It just wouldn’t be NHL hockey in Vancouver if the Canucks didn’t have some form of goaltending controversy. Fresh off a battle between No. 1 goaltenders Roberto Luongo and Cory Schneider—a conflict Vancouver dealt with by dumping both players—the Canucks now face the dilemma of having three goalies for two roster spots.
In Ryan Miller, the Canucks have the legitimate starter that the trades of Luongo and Schneider stripped the team of. The 2010 Vezina Trophy winner has played 559 NHL games over his career, posting an excellent .915 save percentage in the process. He commanded a massive return at the trade deadline and, even after a bad postseason, was able to land a three-year, $18 million contract from Vancouver.
Pretty clearly behind Miller on the depth chart is the man he pushed out of the starting job, 26-year-old rookie Eddie Lack. Lack has long been a promising prospect for the Canucks, combining the frame of a modern goalie (6’4”, 187 pounds) with exceptional results over two seasons as an AHL starter. He posted a .912 save percentage in 41 games last season despite slumping down the stretch (7-7-1, .887 save percentage following the Luongo trade).
The third goaltender in the pecking order is 24-year-old Jacob Markstrom. Markstrom, a staple on top prospects lists for years now, has been a brilliant goaltender in Swedish league play, at the AHL level and in both senior and junior tournaments—everywhere, in short, other than the NHL.
The trouble is that he hasn’t just been middling in the NHL; he’s been downright brutal. A .873 save percentage over 16 NHL games last season was a big reason for Florida’s implosion and at least as big a reason the Panthers were willing to send him out of town in the Luongo deal. Over 47 career games, Markstrom has a wretched .896 save percentage.
Normally, the solution to that would be to let Markstrom develop in the minors, giving him more minutes at a level where he’s proven himself capable.
The wrinkle is that Markstrom has burned through his waiver eligibility. With four professional seasons under his belt, he needs to clear waivers to be demoted to the minors.
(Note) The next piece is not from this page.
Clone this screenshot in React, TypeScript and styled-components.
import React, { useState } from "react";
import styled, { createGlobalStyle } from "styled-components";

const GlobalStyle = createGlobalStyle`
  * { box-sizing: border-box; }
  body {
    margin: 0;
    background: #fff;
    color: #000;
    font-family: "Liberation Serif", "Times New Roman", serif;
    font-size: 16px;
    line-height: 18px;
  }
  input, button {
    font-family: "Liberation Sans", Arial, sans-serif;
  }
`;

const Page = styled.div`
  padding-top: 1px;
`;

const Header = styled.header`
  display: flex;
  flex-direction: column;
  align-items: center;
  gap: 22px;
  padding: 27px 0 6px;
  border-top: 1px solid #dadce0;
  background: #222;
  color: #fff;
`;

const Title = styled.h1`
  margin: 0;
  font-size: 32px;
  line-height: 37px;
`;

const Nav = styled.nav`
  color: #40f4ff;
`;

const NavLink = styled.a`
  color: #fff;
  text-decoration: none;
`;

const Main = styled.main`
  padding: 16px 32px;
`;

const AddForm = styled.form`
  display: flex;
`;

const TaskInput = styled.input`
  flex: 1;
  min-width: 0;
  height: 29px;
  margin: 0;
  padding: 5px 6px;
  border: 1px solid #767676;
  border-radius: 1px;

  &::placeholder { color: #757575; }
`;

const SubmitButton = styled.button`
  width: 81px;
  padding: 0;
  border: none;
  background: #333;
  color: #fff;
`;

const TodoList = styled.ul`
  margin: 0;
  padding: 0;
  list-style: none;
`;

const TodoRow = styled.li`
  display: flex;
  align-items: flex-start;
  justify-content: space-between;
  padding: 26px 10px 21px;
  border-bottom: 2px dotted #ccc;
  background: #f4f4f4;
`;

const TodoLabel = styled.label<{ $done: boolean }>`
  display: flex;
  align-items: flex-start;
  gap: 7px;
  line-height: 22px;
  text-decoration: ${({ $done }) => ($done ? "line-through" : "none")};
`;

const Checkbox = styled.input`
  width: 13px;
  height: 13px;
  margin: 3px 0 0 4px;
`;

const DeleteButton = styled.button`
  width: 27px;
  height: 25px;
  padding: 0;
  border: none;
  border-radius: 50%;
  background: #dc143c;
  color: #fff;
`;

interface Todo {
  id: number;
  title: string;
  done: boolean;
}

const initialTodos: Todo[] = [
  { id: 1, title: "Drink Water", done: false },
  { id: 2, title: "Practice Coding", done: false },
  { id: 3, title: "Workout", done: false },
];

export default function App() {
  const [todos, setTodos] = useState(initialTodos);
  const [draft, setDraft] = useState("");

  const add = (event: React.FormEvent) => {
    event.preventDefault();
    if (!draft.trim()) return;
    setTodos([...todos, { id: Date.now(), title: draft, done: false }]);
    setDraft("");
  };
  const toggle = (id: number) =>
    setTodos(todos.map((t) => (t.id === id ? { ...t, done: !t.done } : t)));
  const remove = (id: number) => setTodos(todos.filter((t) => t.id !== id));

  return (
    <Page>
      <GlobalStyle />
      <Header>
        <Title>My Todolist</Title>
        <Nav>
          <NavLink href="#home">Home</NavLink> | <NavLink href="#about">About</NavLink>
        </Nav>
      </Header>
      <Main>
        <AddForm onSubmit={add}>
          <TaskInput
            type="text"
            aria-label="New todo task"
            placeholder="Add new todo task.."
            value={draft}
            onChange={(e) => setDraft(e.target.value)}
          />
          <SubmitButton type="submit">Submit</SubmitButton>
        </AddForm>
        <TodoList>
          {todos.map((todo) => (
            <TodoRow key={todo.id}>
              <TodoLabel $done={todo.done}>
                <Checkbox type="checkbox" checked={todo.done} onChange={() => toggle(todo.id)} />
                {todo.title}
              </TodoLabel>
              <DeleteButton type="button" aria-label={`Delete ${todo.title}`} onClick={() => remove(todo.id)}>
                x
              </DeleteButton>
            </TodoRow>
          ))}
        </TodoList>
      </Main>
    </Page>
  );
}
Additionally, it’s believed that Markstrom has little interest in more time in the AHL. The Vancouver Province’s Jason Botchford reported early in July that “it’s believed” the goalie had asked the Canucks for a trade and that the team was doing its best to accommodate him.
Certainly the best route forward for the Canucks would be to deal Markstrom for some tangible return, but the combination of the goalie’s lackluster NHL track record and the inability to stash him in the minors is going to dramatically impact his trade value; a deal may not be possible.
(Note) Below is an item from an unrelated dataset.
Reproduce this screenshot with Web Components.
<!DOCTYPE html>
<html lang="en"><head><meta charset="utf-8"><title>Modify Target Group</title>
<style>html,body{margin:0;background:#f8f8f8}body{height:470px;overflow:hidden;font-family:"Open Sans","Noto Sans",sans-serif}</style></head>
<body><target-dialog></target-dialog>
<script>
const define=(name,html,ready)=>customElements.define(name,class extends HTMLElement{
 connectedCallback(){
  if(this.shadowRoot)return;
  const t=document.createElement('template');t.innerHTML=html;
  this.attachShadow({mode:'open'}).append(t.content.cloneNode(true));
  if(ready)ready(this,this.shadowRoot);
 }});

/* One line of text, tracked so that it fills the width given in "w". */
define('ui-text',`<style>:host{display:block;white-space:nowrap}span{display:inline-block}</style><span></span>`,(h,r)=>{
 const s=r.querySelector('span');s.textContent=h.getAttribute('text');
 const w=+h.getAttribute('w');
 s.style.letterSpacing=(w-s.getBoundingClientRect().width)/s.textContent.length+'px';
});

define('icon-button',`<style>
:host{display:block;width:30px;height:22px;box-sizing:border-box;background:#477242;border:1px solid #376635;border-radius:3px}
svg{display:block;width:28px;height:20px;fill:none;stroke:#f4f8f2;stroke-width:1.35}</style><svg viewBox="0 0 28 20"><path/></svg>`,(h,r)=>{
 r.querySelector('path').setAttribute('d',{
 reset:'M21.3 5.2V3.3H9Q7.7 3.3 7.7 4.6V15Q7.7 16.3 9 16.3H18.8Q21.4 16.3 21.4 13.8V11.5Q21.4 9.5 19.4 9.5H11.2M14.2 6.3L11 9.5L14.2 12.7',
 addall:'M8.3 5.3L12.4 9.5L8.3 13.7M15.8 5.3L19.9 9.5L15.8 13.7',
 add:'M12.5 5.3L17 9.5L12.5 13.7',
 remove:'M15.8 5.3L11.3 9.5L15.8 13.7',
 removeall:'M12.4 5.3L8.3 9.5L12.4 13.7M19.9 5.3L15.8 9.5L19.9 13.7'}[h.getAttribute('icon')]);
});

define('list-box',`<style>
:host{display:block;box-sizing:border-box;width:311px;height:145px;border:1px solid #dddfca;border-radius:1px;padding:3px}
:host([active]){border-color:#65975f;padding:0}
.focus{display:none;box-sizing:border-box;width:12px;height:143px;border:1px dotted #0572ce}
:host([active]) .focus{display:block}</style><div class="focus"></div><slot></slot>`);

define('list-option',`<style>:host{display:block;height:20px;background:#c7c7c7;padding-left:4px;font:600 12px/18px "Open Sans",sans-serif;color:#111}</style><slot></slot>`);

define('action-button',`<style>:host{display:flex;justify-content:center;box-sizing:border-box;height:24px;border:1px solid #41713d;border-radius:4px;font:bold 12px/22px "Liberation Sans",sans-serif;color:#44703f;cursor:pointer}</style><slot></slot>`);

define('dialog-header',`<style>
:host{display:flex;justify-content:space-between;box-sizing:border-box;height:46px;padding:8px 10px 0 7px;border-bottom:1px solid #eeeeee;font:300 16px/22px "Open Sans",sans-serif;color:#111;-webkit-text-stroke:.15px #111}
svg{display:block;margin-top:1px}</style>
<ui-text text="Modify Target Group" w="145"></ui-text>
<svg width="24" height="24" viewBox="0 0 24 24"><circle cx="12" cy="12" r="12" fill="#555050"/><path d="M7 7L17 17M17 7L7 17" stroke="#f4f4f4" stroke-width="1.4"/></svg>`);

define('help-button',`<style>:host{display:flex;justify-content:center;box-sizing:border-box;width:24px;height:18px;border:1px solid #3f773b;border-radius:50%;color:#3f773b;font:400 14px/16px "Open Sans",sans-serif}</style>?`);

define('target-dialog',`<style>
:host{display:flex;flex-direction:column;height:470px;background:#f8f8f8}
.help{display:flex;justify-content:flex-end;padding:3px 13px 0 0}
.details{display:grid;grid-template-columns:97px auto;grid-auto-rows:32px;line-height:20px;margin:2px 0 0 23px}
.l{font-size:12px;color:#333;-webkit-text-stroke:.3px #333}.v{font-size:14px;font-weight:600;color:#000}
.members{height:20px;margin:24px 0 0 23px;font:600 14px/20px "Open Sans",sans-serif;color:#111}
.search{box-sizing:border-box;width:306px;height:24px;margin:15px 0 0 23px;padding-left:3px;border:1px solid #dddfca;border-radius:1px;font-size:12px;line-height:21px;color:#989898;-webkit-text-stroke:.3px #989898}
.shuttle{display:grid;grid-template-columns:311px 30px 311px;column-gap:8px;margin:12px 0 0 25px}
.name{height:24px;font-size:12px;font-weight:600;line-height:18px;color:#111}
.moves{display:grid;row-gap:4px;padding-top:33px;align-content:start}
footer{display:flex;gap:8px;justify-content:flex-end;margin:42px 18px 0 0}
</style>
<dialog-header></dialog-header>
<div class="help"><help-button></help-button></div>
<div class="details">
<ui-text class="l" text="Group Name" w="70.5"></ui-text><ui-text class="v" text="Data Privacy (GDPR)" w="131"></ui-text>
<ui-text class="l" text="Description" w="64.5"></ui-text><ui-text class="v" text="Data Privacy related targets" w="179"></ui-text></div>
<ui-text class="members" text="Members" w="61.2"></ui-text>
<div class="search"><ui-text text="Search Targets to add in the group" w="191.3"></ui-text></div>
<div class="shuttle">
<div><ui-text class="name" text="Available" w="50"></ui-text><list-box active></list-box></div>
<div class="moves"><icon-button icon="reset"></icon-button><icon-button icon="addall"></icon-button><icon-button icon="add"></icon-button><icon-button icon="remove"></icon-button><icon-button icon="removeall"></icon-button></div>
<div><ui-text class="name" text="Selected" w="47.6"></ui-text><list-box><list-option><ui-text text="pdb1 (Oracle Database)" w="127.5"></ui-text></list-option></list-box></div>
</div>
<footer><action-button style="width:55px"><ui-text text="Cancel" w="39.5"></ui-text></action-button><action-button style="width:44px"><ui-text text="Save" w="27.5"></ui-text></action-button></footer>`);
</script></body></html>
In that situation, would the Canucks choose to keep three goaltenders on the roster, or would they risk demoting Markstrom to the minors?
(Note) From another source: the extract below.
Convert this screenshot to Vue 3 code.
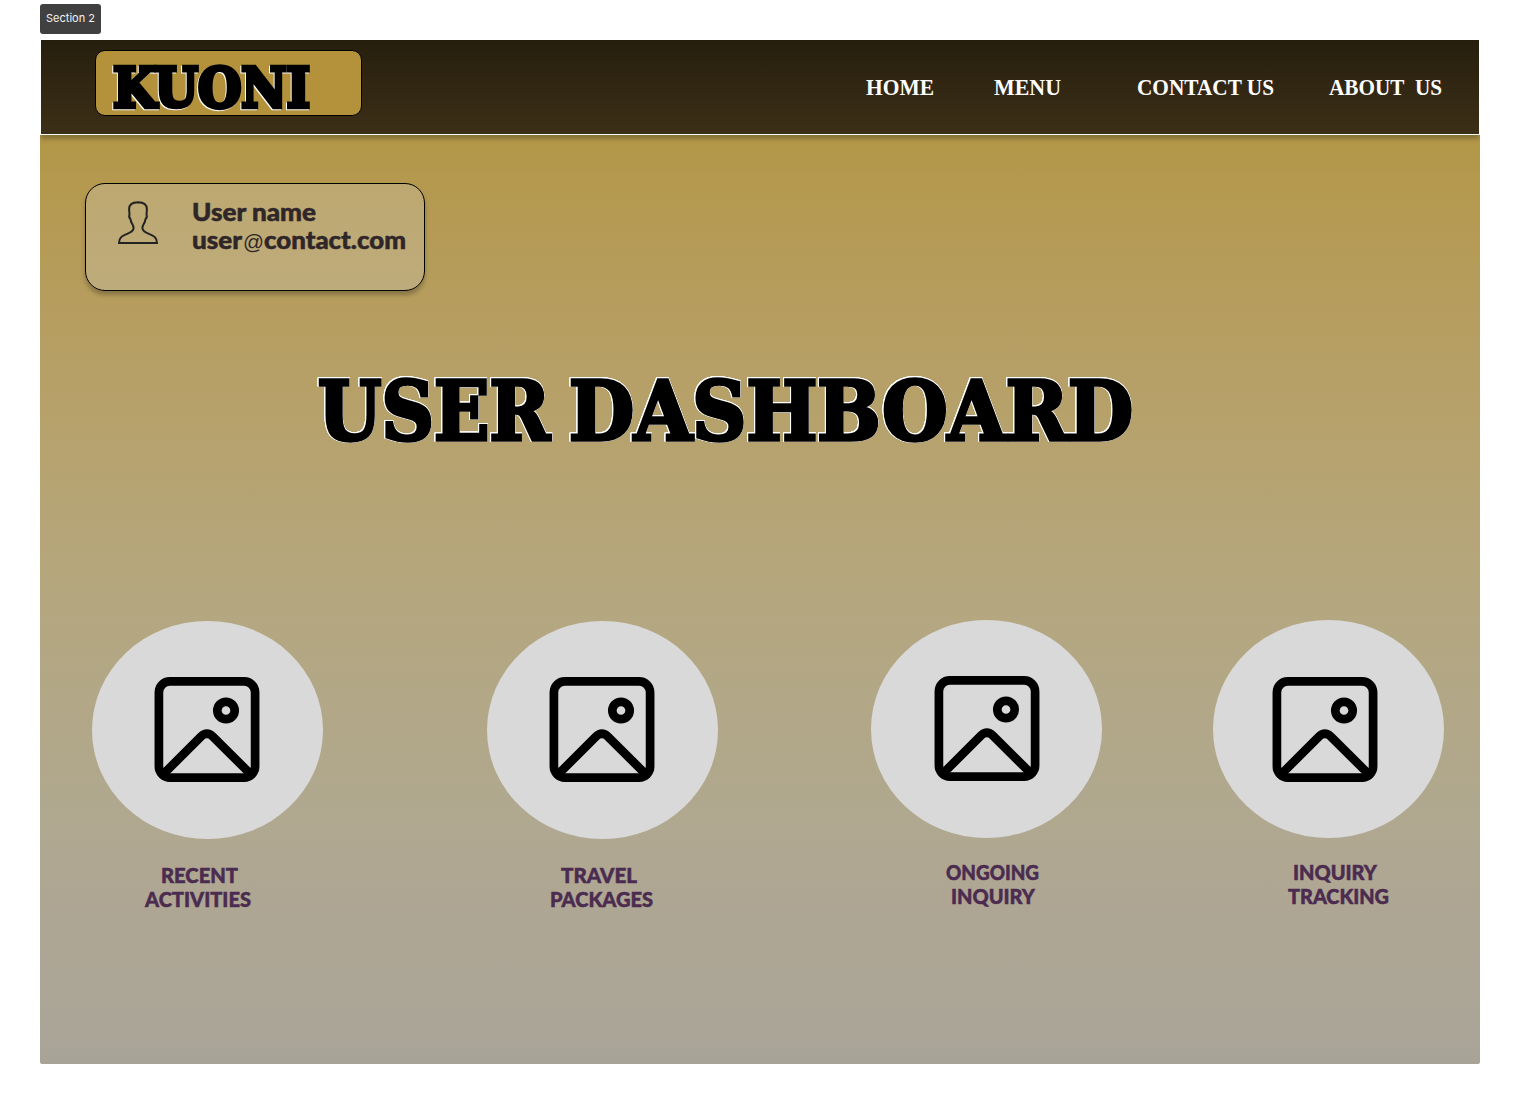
<script setup>
const links = [
  { label: 'HOME', slug: 'home', width: 68 },
  { label: 'MENU', slug: 'menu', width: 67 },
  { label: 'CONTACT US', slug: 'contact', width: 137 },
  { label: 'ABOUT\u00a0 US', slug: 'about', width: 113 },
]

const tiles = [
  { slug: 'recent', lines: [['RECENT', 77, 16], ['ACTIVITIES', 106, 0]] },
  { slug: 'travel', lines: [['TRAVEL', 76, 11], ['PACKAGES', 103, 0]] },
  { slug: 'ongoing', lines: [['ONGOING', 93, 0], ['INQUIRY', 84, 5]] },
  { slug: 'tracking', lines: [['INQUIRY', 84, 5], ['TRACKING', 101, 0]] },
]
</script>

<template>
  <div class="page">
    <div class="section-tag">Section 2</div>

    <main class="board">
      <header class="topbar">
        <div class="logo">
          <svg width="265" height="64">
            <text class="logo-text" x="17" y="56" textLength="197" lengthAdjust="spacingAndGlyphs">KUONI</text>
          </svg>
        </div>
        <nav class="nav">
          <a v-for="link in links" :key="link.slug" :class="['nav-link', link.slug]">
            <svg :width="link.width" height="30">
              <text x="0" y="22" :textLength="link.width" lengthAdjust="spacingAndGlyphs">{{ link.label }}</text>
            </svg>
          </a>
        </nav>
      </header>

      <section class="user-card">
        <svg class="avatar" width="40" height="43" viewBox="0 0 40 43">
          <path d="M1 42C1 36.500 4.500 34.800 8 33.300C12 31.600 15.600 30.500 15.600 27C15.600 24.500 14.200 23 13.200 21C12.700 19.500 12.800 18.800 12.400 18C10.900 16.500 10.900 15 11.500 13.500L11.100 8C11.100 3.500 14.500 1.300 20 1.200C25.500 1.300 28.900 3.500 28.900 8L28.500 13.500C29.100 15 29.100 16.500 27.600 18C27.200 18.800 27.300 19.500 26.800 21C25.800 23 24.400 24.500 24.400 27C24.400 30.500 28 31.600 32 33.300C35.500 34.800 39 36.500 39 42Z" />
        </svg>
        <svg class="user-text" width="216" height="70">
          <text x="0" y="28" textLength="124" lengthAdjust="spacingAndGlyphs">User name</text>
          <text x="0" y="56" textLength="50" lengthAdjust="spacingAndGlyphs">user</text>
          <text class="at" x="51" y="56" textLength="21" lengthAdjust="spacingAndGlyphs">@</text>
          <text x="72" y="56" textLength="142" lengthAdjust="spacingAndGlyphs">contact.com</text>
        </svg>
      </section>

      <h1 class="title">
        <svg width="816" height="90">
          <text x="0" y="74.500" textLength="232" lengthAdjust="spacingAndGlyphs">USER</text>
          <text x="251" y="74.500" textLength="564" lengthAdjust="spacingAndGlyphs">DASHBOARD</text>
        </svg>
      </h1>

      <section class="tiles">
        <article v-for="tile in tiles" :key="tile.slug" :class="['tile', tile.slug]">
          <div class="disc">
            <svg class="picture" width="106" height="105" viewBox="-0.500 0 106 105">
              <rect x="4.400" y="4.400" width="96.200" height="96.200" rx="11" />
              <circle cx="71.500" cy="33.500" r="8.700" />
              <path d="M9 97L46.400 59.600Q52.400 54 58.400 59.600L96 97" />
            </svg>
          </div>
          <div class="caption">
            <svg v-for="line in tile.lines" :key="line[0]" :width="line[1] + line[2]" height="24">
              <text :x="line[2]" y="19.500" :textLength="line[1]" lengthAdjust="spacingAndGlyphs">{{ line[0] }}</text>
            </svg>
          </div>
        </article>
      </section>
    </main>
  </div>
</template>

<style>
body {
  margin: 0;
  background: #fff;
}
</style>

<style scoped>
.page {
  box-sizing: border-box;
  width: 1520px;
  height: 1104px;
  padding: 4px 40px 0;
  overflow: hidden;
}
svg {
  display: block;
  overflow: visible;
}
.section-tag {
  box-sizing: border-box;
  width: 61px;
  height: 30px;
  margin-bottom: 6px;
  border-radius: 3px;
  background: #404040;
  color: #f2f2f2;
  font: 11px/29px Inter, sans-serif;
  text-align: center;
  white-space: nowrap;
}
.board {
  height: 1024px;
  display: flex;
  flex-direction: column;
  align-items: flex-start;
  border-radius: 0 0 2px 2px;
  background: linear-gradient(180deg, #b2954a 0, #b39748 95px, #b69d5e 260px, #b6a370 420px, #b4a780 570px, #b0a88e 760px, #aea694 880px, #aba597 975px, #a7a497 1024px);
}
.topbar {
  box-sizing: border-box;
  width: 1438px;
  height: 95px;
  margin-left: 1px;
  display: flex;
  align-items: flex-start;
  border-bottom: 1px solid #fff;
  background: linear-gradient(180deg, #261e0d, #3c2f17);
  box-shadow: -1px 0 0 #fff, 1px 0 0 #fff, 0 4px 4px rgba(0, 0, 0, 0.25);
  clip-path: inset(0 -1px -9px -1px);
}
.logo {
  box-sizing: border-box;
  width: 267px;
  height: 66px;
  margin: 10px 0 0 54px;
  border: 1px solid #000;
  border-radius: 10px;
  background: #b3923b;
}
.logo-text {
  font: bold 54px "DejaVu Serif", serif;
  fill: #000;
  stroke: #000;
  stroke-width: 4.5px;
  filter: drop-shadow(-0.6px 1px 0 #fff);
}
.nav {
  display: flex;
  margin: 33px 0 0 504px;
}
.nav-link text {
  font: bold 24px "Liberation Serif", serif;
  fill: #fff;
}
.menu {
  margin-left: 60px;
}
.contact {
  margin-left: 76px;
}
.about {
  margin-left: 55px;
}
.user-card {
  box-sizing: border-box;
  width: 340px;
  height: 108px;
  margin: 48px 0 0 45px;
  display: flex;
  align-items: flex-start;
  border: 1px solid #000;
  border-radius: 20px;
  background: rgba(217, 217, 217, 0.25);
  background-clip: padding-box;
  box-shadow: 0 4px 4px rgba(0, 0, 0, 0.25);
}
.avatar {
  margin: 17px 0 0 32px;
  fill: none;
  stroke: #222;
  stroke-width: 2;
  stroke-linejoin: miter;
}
.user-text {
  margin: 9px 0 0 34px;
}
.user-text text {
  font: 900 24px Lato, sans-serif;
  fill: #2f2629;
  stroke: #2f2629;
  stroke-width: 0.5px;
}
.user-text .at {
  font: 21px "Liberation Sans", sans-serif;
  stroke: none;
}
.title {
  margin: 74px 0 0 278px;
}
.title text {
  font: bold 82px "DejaVu Serif Condensed", "DejaVu Serif", serif;
  fill: #000;
  stroke: #000;
  stroke-width: 3.5px;
  filter: drop-shadow(0.5px 0 0 #fff) drop-shadow(-0.5px 0 0 #fff) drop-shadow(0 0.5px 0 #fff) drop-shadow(0 -0.5px 0 #fff);
}
.tiles {
  display: flex;
  align-items: flex-start;
  margin: 165px 0 0 52px;
}
.tile {
  width: 231px;
}
.recent,
.travel {
  margin-top: 1px;
}
.travel {
  margin-left: 164px;
}
.ongoing {
  margin-left: 153px;
}
.tracking {
  margin-left: 111px;
}
.disc {
  box-sizing: border-box;
  height: 218px;
  padding: 56px 0 0 62px;
  border-radius: 50%;
  background: #d9d9d9;
}
.ongoing .disc {
  padding-left: 63px;
}
.tracking .disc {
  padding: 57px 0 0 59px;
}
.picture {
  fill: none;
  stroke: #000;
  stroke-width: 8.700;
}
.caption {
  margin: 24px 0 0 53px;
}
.travel .caption {
  margin-left: 63px;
}
.ongoing .caption,
.tracking .caption {
  margin: 22px 0 0 75px;
}
.caption text {
  font: 900 20px Lato, sans-serif;
  fill: #4b2c50;
  stroke: #4b2c50;
  stroke-width: 0.5px;
}
</style>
Both decisions come with a downside, but exposing the young goaltender to waivers is probably the best way to go. By that point of training camp, NHL teams should have their goaltending pretty much set, so there’s a chance Markstrom slides through. And even if he doesn’t, Vancouver will benefit more from roster and salary-cap flexibility than it will from hoarding a goalie that doesn’t play.